Multiple witnesses said Jones rammed a white truck on Division Street, prompting the police pursuit. Jones had told Quist that he was being followed by an undercover policeman in a white truck in the weeks before the shooting, according to Quist’s statement to investigators. The driver of the white truck that morning was an Avista Corp. employee on his way to training classes.
Jones made a U-turn in the intersection at Division and River Drive to strike the truck after the two drivers exchanged words shortly after 6 a.m., according to witness statements. An initial near-collision had occurred farther south on Division, the driver of the other truck said.
Jones was wounded in his chin, neck, chest and arm. His lungs, spleen and diaphragm were shot straight through, according to an autopsy report.

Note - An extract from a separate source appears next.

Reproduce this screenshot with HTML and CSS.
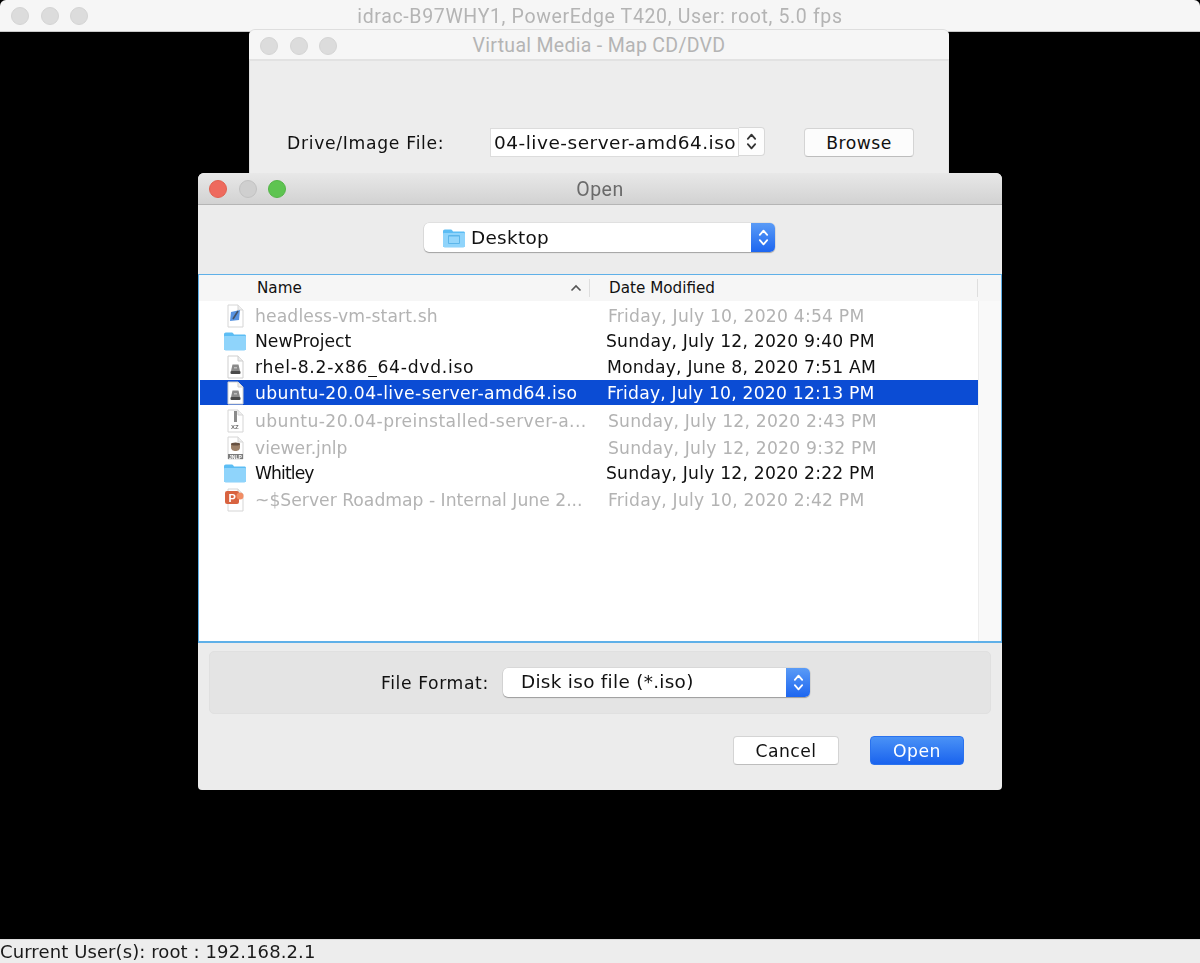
FILE: index.html
```html
<!DOCTYPE html>
<html lang="en">
<head>
<meta charset="utf-8">
<title>idrac-B97WHY1</title>
<link rel="stylesheet" href="styles.css">
</head>
<body>
<svg class="defs" width="0" height="0" aria-hidden="true">
  <defs>
    <symbol id="folder" viewBox="0 0 24 20">
      <path d="M1 3.5C1 2.4 1.7 1.5 2.8 1.5H8.6C9.4 1.5 9.9 2 10.4 2.6L11 3.4H21.4C22.4 3.4 23 4.1 23 5V17.6C23 18.6 22.4 19.3 21.4 19.3H2.6C1.6 19.3 1 18.6 1 17.6Z" fill="#5cbdf4"/>
      <path d="M1 6.2C1 5.5 1.5 5 2.2 5H21.8C22.5 5 23 5.5 23 6.2V17.6C23 18.6 22.4 19.3 21.4 19.3H2.6C1.6 19.3 1 18.6 1 17.6Z" fill="#8fd4fb"/>
    </symbol>
    <symbol id="page" viewBox="0 0 18 24">
      <path d="M2 1H12L17 6V23H2Z" fill="#fff" stroke="#cfcfcf"/>
      <path d="M12 1V6H17" fill="#ececec" stroke="#cfcfcf"/>
    </symbol>
    <symbol id="updown" viewBox="0 0 12 20">
      <path d="M2.5 7.5L6 3.5L9.500 7.5M2.500 12.500L6 16.500L9.500 12.500" fill="none" stroke="currentColor" stroke-width="1.700" stroke-linecap="round" stroke-linejoin="round"/>
    </symbol>
    <symbol id="disc" viewBox="0 0 18 24">
      <path d="M2 1H12L17 6V23H2Z" fill="#fff" stroke="#cfcfcf"/>
      <path d="M12 1V6H17" fill="#ececec" stroke="#cfcfcf"/>
      <path d="M6.500 9.500H12.500L14 16H5Z" fill="#8a8a8a"/>
      <rect x="4.500" y="16" width="10" height="3" rx="1" fill="#4a4a4a"/>
      <rect x="8" y="12" width="3" height="1.500" fill="#bdbdbd"/>
    </symbol>
  </defs>
</svg>

<main class="desktop">
  <section class="main-window">
    <header class="main-title">
      <span class="lights"><i class="light"></i><i class="light"></i><i class="light"></i></span>
      <h1 class="title-text title-pale title-wide">idrac-B97WHY1, PowerEdge T420, User: root, 5.0 fps</h1>
    </header>
    <div class="console"></div>
    <footer class="status">Current User(s): root : 192.168.2.1</footer>
  </section>

  <section class="vm-window">
    <header class="vm-title">
      <span class="lights"><i class="light"></i><i class="light"></i><i class="light"></i></span>
      <h2 class="title-text title-pale title-tight">Virtual Media - Map CD/DVD</h2>
    </header>
    <div class="vm-body">
      <label class="vm-label">Drive/Image File:</label>
      <div class="combo">
        <span class="combo-field">04-live-server-amd64.iso</span>
        <span class="combo-step"><svg class="updown"><use href="#updown"/></svg></span>
      </div>
      <button class="btn btn-browse">Browse</button>
    </div>
  </section>

  <section class="dialog">
    <header class="dialog-title">
      <span class="lights"><i class="light red"></i><i class="light grey"></i><i class="light green"></i></span>
      <h2 class="title-text title-dark">Open</h2>
    </header>
    <div class="location-row">
      <div class="popup popup-location">
        <svg class="loc-icon" viewBox="0 0 24 20">
          <use href="#folder"/>
          <rect x="6" y="7" width="12" height="9" rx="1" fill="#5cb6ea"/>
          <rect x="7" y="8.500" width="10" height="6.500" fill="#94d6fb"/>
        </svg>
        <span class="popup-text">Desktop</span>
        <span class="popup-step"><svg class="updown"><use href="#updown"/></svg></span>
      </div>
    </div>

    <div class="browser">
      <div class="list-head">
        <span class="col-name">Name</span>
        <svg class="sort" viewBox="0 0 12 8"><path d="M1.500 6.500L6 2L10.500 6.500" fill="none" stroke="#555" stroke-width="1.600"/></svg>
        <span class="col-date">Date Modified</span>
      </div>
      <div class="list-body">
        <ul class="rows">
          <li class="row off">
            <svg class="icon"><use href="#page"/><path d="M5 8L14 6L13 16L4 17Z" fill="#3a80dc"/><path d="M7 15L12 7" stroke="#24344e" stroke-width="1.600"/></svg>
            <span class="name ls-s">headless-vm-start.sh</span><span class="date">Friday, July 10, 2020 4:54 PM</span>
          </li>
          <li class="row dir">
            <svg class="icon icon-folder"><use href="#folder"/></svg>
            <span class="name name-dir">NewProject</span><span class="date date-on">Sunday, July 12, 2020 9:40 PM</span>
          </li>
          <li class="row high">
            <svg class="icon"><use href="#disc"/></svg>
            <span class="name ls-l">rhel-8.2-x86_64-dvd.iso</span><span class="date date-on">Monday, June 8, 2020 7:51 AM</span>
          </li>
          <li class="row selected">
            <svg class="icon"><use href="#disc"/></svg>
            <span class="name ls-m">ubuntu-20.04-live-server-amd64.iso</span><span class="date date-on">Friday, July 10, 2020 12:13 PM</span>
          </li>
          <li class="row off">
            <svg class="icon"><use href="#page"/><rect x="8" y="2" width="3" height="11" fill="#777"/><text class="badge" x="5" y="20">XZ</text></svg>
            <span class="name ls-m">ubuntu-20.04-preinstalled-server-a...</span><span class="date">Sunday, July 12, 2020 2:43 PM</span>
          </li>
          <li class="row off">
            <svg class="icon"><use href="#page"/><path d="M5 8H14V11C14 14 12 15 9.500 15S5 14 5 11Z" fill="#8d6c50"/><ellipse cx="9.500" cy="8" rx="4.500" ry="1.500" fill="#4d3320"/><rect x="2" y="18" width="15" height="5" fill="#666"/><text class="badge badge-light" x="3" y="22.500">JNLP</text></svg>
            <span class="name">viewer.jnlp</span><span class="date">Sunday, July 12, 2020 9:32 PM</span>
          </li>
          <li class="row dir">
            <svg class="icon icon-folder"><use href="#folder"/></svg>
            <span class="name name-dir ls-n">Whitley</span><span class="date date-on">Sunday, July 12, 2020 2:22 PM</span>
          </li>
          <li class="row off">
            <svg class="icon"><use href="#page"/><rect x="-1" y="3" width="14" height="13" rx="2" fill="#d2481f"/><circle cx="14" cy="8" r="3.500" fill="#ef7a4a"/><text class="badge badge-p" x="2.500" y="14">P</text></svg>
            <span class="name">~$Server Roadmap - Internal June 2...</span><span class="date">Friday, July 10, 2020 2:42 PM</span>
          </li>
        </ul>
        <div class="scroll-strip"></div>
      </div>
    </div>

    <div class="format-panel">
      <label class="format-label">File Format:</label>
      <div class="popup popup-format">
        <span class="popup-text">Disk iso file (*.iso)</span>
        <span class="popup-step"><svg class="updown"><use href="#updown"/></svg></span>
      </div>
    </div>

    <div class="actions">
      <button class="btn btn-cancel">Cancel</button>
      <button class="btn btn-open">Open</button>
    </div>
  </section>
</main>
</body>
</html>
```

FILE: styles.css
```css
* { box-sizing: border-box; }
html, body { margin: 0; padding: 0; height: 963px; overflow: hidden; background: #000; }
body { font-family: "DejaVu Sans", "Liberation Sans", sans-serif; color: #111; }
.defs { position: absolute; }
.desktop { position: relative; width: 1200px; height: 963px; overflow: hidden; filter: blur(.3px); }

h1, h2 { margin: 0; font-weight: 400; }
ul { list-style: none; margin: 0; padding: 0; }
button { font: inherit; color: inherit; margin: 0; }

.main-window { display: flex; flex-direction: column; height: 963px; }
.main-title { height: 32px; flex: none; display: flex; align-items: center; position: relative; background: #f6f6f6; border-bottom: 1px solid #c9c9c9; border-radius: 6px 6px 0 0; }
.console { flex: 1; background: #000; }
.status { height: 24px; flex: none; background: #ededed; border-top: 1px solid #dcdcdc; font-size: 18px; letter-spacing: .1px; line-height: 24px; white-space: nowrap; color: #1a1a1a; }

.lights { display: flex; gap: 11.500px; position: absolute; left: 11px; top: 7px; }
.light { width: 18px; height: 18px; border-radius: 50%; background: #dcdcdc; border: 1px solid #d4d4d4; display: block; }
.light.red { background: #ee6a5e; border-color: #e2604f; }
.light.grey { background: #cfcfcf; border-color: #c2c2c2; }
.light.green { background: #5ec451; border-color: #54b548; }

.title-text { width: 100%; text-align: center; font-family: "Roboto", "Liberation Sans", sans-serif; font-size: 19.500px; letter-spacing: .45px; padding-top: 1px; }
.title-pale { color: #b4b4b4; }
.title-dark { color: #6a6a6a; }
.title-wide { letter-spacing: .65px; }
.title-tight { letter-spacing: .3px; }

.vm-window { position: absolute; left: 249px; top: 29px; width: 700px; height: 150px; background: #ededed; border-radius: 6px 6px 0 0; border: 1px solid #dedede; border-bottom: 0; border-right-color: #e4e4e4; }
.vm-title { position: relative; height: 31px; margin: 0 -1px; display: flex; align-items: center; background: #f6f6f6; border-bottom: 2px solid #e2e2e2; border-radius: 6px 6px 0 0; }
.vm-body { position: relative; display: flex; align-items: flex-start; padding: 67px 0 0 37px; font-size: 17.200px; }
.vm-label { width: 203px; line-height: 30px; letter-spacing: .7px; }
.combo { display: flex; width: 275px; height: 29px; }
.combo-field { width: 249px; height: 29px; background: #fff; border: 1px solid #dcdcdc; font-size: 18.500px; letter-spacing: .5px; line-height: 28px; padding-left: 3px; white-space: nowrap; overflow: hidden; }
.combo-step { width: 26px; height: 29px; background: #fdfdfd; border: 1px solid #d8d8d8; border-left: 0; border-radius: 0 4px 4px 0; display: flex; align-items: center; justify-content: center; color: #333; margin-top: -1px; }
.updown { width: 13px; height: 21px; display: block; }

.btn { height: 29px; background: #fff; border: 1px solid #d4d4d4; border-bottom-color: #bdbdbd; border-radius: 4px; font-size: 17.200px; letter-spacing: .5px; line-height: 26px; padding: 0; }
.btn-browse { width: 110px; margin-left: 39px; background: #fcfcfc; }

.dialog { position: absolute; left: 198px; top: 173px; width: 804px; height: 617px; background: #ececec; border-radius: 6px 6px 4px 4px; display: flex; flex-direction: column; }
.dialog-title { position: relative; height: 32px; flex: none; display: flex; align-items: center; background: linear-gradient(#e8e8e8, #d2d2d2); border-bottom: 1px solid #b5b5b5; border-radius: 6px 6px 0 0; }
.location-row { height: 69px; flex: none; padding: 18px 0 0 226px; }

.popup { display: flex; align-items: center; background: #fff; border-radius: 5px; box-shadow: 0 1px 1px rgba(0,0,0,.28), 0 0 0 .5px rgba(0,0,0,.1); height: 29px; position: relative; font-size: 18.400px; }
.popup-location { width: 351px; padding-left: 18px; letter-spacing: .3px; }
.popup-format { width: 307px; padding: 0 0 2px 18px; letter-spacing: .3px; }
.loc-icon { width: 24px; height: 20px; margin-right: 5px; flex: none; }
.popup-text { white-space: nowrap; }
.popup-step { position: absolute; right: 0; top: 0; bottom: 0; width: 24px; background: linear-gradient(#5a9bf6, #1d66f0); border-radius: 0 5px 5px 0; display: flex; align-items: center; justify-content: center; color: #fff; }

.browser { height: 369px; flex: none; background: #fff; border: 1px solid #5fb0e8; border-bottom-width: 2px; display: flex; flex-direction: column; }
.list-head { height: 26px; flex: none; background: #f6f6f6; position: relative; display: flex; align-items: center; font-size: 15.200px; }
.col-name { margin-left: 58px; width: 310px; }
.sort { width: 12px; height: 8px; margin-left: 3px; }
.col-date { margin-left: 7px; padding-left: 19px; border-left: 1px solid #dedede; line-height: 18px; }
.list-head::after { content: ""; position: absolute; left: 778px; top: 4px; height: 18px; border-left: 1px solid #dedede; }

.list-body { flex: 1; display: flex; min-height: 0; }
.rows { width: 779px; padding: 1px 0 0 1px; flex: none; }
.scroll-strip { flex: 1; background: #f9f9f9; border-left: 1px solid #ededed; }

.row { height: 26.300px; display: flex; align-items: center; font-size: 17.200px; color: #111; white-space: nowrap; }
.row .icon { width: 18px; height: 24px; flex: none; margin-left: 26px; margin-right: 11px; overflow: visible; }
.row .icon-folder { width: 24px; height: 20px; margin-left: 23px; margin-right: 8px; }
.row .name { width: 352px; flex: none; overflow: hidden; }
.row .name-dir { width: 351px; }
.row .date { color: #b3b3b3; margin-left: 1px; letter-spacing: .2px; }
.row .date-on { color: #111; margin-left: 0; letter-spacing: .2px; }
.row.off { padding-top: 2px; }
.row.off .name { color: #b3b3b3; }
.row.off .icon { opacity: .85; }
.row.high { padding-bottom: 2px; }
.row.selected { height: 25px; margin: -.5px 0 1.800px; background: #0b4cd4; color: #fff; }
.row.selected .date { color: #fff; }
.ls-s { letter-spacing: .12px; }
.ls-m { letter-spacing: .41px; }
.ls-l { letter-spacing: .7px; }
.ls-n { letter-spacing: -.9px; }
.badge { font-family: "Liberation Sans", sans-serif; font-size: 6px; fill: #555; font-weight: 700; }
.badge-light { fill: #fff; font-size: 5px; }
.badge-p { fill: #fff; font-size: 11px; }

.format-panel { margin: 8px 11px 0; height: 63px; flex: none; background: #e4e4e4; border: 1px solid #e0e0e0; border-radius: 5px; display: flex; align-items: center; font-size: 17.200px; padding-left: 171px; }
.format-label { width: 122px; letter-spacing: .6px; }

.actions { display: flex; padding: 22px 38px 0 535px; gap: 31px; }
.actions .btn { line-height: 24px; }
.btn-cancel { width: 106px; }
.btn-open { width: 94px; background: linear-gradient(#4a92f6, #1a63ee); border-color: #2a72ee; color: #fff; }
```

Another officer in a patrol car on the south side of Jones’ truck ducked when officers fired from the north through the cab around 6:11 a.m., according to investigative reports.
After reviewing the case, Driscoll found enough evidence to show Jones posed a credible threat to the community, and the officers acted appropriately in response to that threat.
“The facts show, from both what was observed by officers, as well as by civilians, that Mr. Jones posed a serious threat to the officers or others,” he wrote.